Yesterday, I saw a new client.

She has been going through great personal challenges since her husband has severe degenerative brain disease. He got to the point where he did not recognize her face any longer.

She has been doing a great job dealing with all the ramifications of his illness. Now she realizes it’s time to take better care of herself.


But she had put increasing restrictions on herself. There is a beautiful trail next to her home but she has been afraid to go for a walk there in case she trips over a root on the path.


Over the past year, my client has fought depression, anxiety, high blood pressure and osteoarthritis.


No matter what our outer circumstances, there are always things we can do for ourselves to feel better.


Everything this dear later was fighting could be greatly alleviated by exercising regularly. Maybe not eliminated completely with exercise, but certainly she has the power to turn down the dial on her own pain and suffering.


When we go through great stress, one natural reaction is to stop moving.


But emotion is energy in motion. The more we put our energy into intelligent motion, the quicker we will find ourselves feeling better.


I recommended for her walking, gentle yoga, tai chi and qi gong as well as balance training. I have helped many older women restore their confidence to be able to walk easily once again by doing exercise specifically to stabilize their vestibular system. I set up a simple, safe obstacle course, and I have my client walk through it, first on their own, then carrying their purse, then carrying a shopping bag just like they would in real life.

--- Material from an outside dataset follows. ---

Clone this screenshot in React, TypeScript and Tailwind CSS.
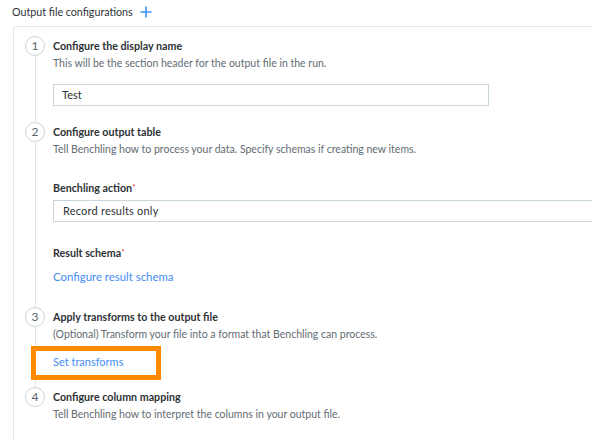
import React from "react";

interface StepProps {
  n: number;
  title: string;
  desc: string;
  last?: boolean;
  children?: React.ReactNode;
}

const Step: React.FC<StepProps> = ({ n, title, desc, last, children }) => {
  return (
    <div className="flex">
      {/* number + connector */}
      <div className="flex flex-col items-center w-[20px] shrink-0">
        <div className="w-[20px] h-[20px] rounded-full border border-[#c9d5da] flex items-center justify-center text-[12px] text-[#58656d] leading-none">
          {n}
        </div>
        {!last && <div className="flex-1 w-px bg-[#dde4e7]" />}
      </div>
      <div className="pl-[8px] flex-1 min-w-0">
        <div className="h-[20px] flex items-center text-[10.7px] font-bold text-[#2d3236]">
          {title}
        </div>
        <div className="text-[10.5px] leading-[15px] text-[#626c73] whitespace-nowrap">
          {desc}
        </div>
        {children}
      </div>
    </div>
  );
};

export default function App() {
  return (
    <div className="w-[592px] h-[440px] overflow-hidden bg-white font-['Lato',sans-serif] pl-[12px]">
      {/* header */}
      <div className="h-[24px] flex items-center gap-[7px] text-[10.7px] text-[#2d3236]">
        <span>Output file configurations</span>
        <svg width="12" height="12" viewBox="0 0 12 12" className="text-[#3f8ef5]">
          <path d="M6 0.5v11M0.5 6h11" stroke="currentColor" strokeWidth="1.6" />
        </svg>
      </div>

      {/* card */}
      <div className="ml-[1px] mt-[2px] h-[440px] border-t border-l border-[#e3e8ea] rounded-tl-[4px] pl-[11px] pt-[9px]">
        <Step
          n={1}
          title="Configure the display name"
          desc="This will be the section header for the output file in the run."
        >
          <div className="mt-[13px] mb-[16px] w-[436px] h-[22px] border border-[#c8d5da] flex items-center pl-[8px] text-[11px] text-[#2d3236]">
            Test
          </div>
        </Step>

        <Step
          n={2}
          title="Configure output table"
          desc="Tell Benchling how to process your data. Specify schemas if creating new items."
        >
          <div className="mt-[23px] h-[16px] flex items-center text-[10.7px] font-bold text-[#2d3236]">
            Benchling action<span className="text-[#e8505b] text-[8px] self-start mt-[1px]">*</span>
          </div>
          <div className="mt-[4px] h-[22px] w-[600px] border border-[#c8d5da] flex items-center pl-[9px] text-[11px] text-[#2d3236] tracking-[0.2px]">
            Record results only
          </div>
          <div className="mt-[23px] h-[16px] flex items-center text-[10.7px] font-bold text-[#2d3236]">
            Result schema<span className="text-[#e8505b] text-[8px] self-start mt-[1px]">*</span>
          </div>
          <div className="mt-[8px] mb-[22px] h-[16px] flex items-center text-[11.4px] text-[#3f8ef5]">
            Configure result schema
          </div>
        </Step>

        <Step
          n={3}
          title="Apply transforms to the output file"
          desc="(Optional) Transform your file into a format that Benchling can process."
        >
          <div className="relative mt-[12px] mb-[17px] h-[16px] flex items-center text-[11px] text-[#3f8ef5]">
            Set transforms
            <div className="absolute left-[-22px] top-[-8px] w-[130px] h-[34px] border-[5px] border-[#ff8a00]" />
          </div>
        </Step>

        <Step
          n={4}
          last
          title="Configure column mapping"
          desc="Tell Benchling how to interpret the columns in your output file."
        />
      </div>
    </div>
  );
}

I explained to her that exercise alone has been scientifically proven to be more effective for depression than antidepressants, long-term, and even more effective than exercise and antidepressants. Yoga breathing lowers blood pressure. Uncontrolled stress does more to break down your bones than almost anything, and exercise has been proven – yes, this is true – to reverse the effects of osteoporosis and osteoarthritis.


I have cried through many a walk in the woods but always came out better for it.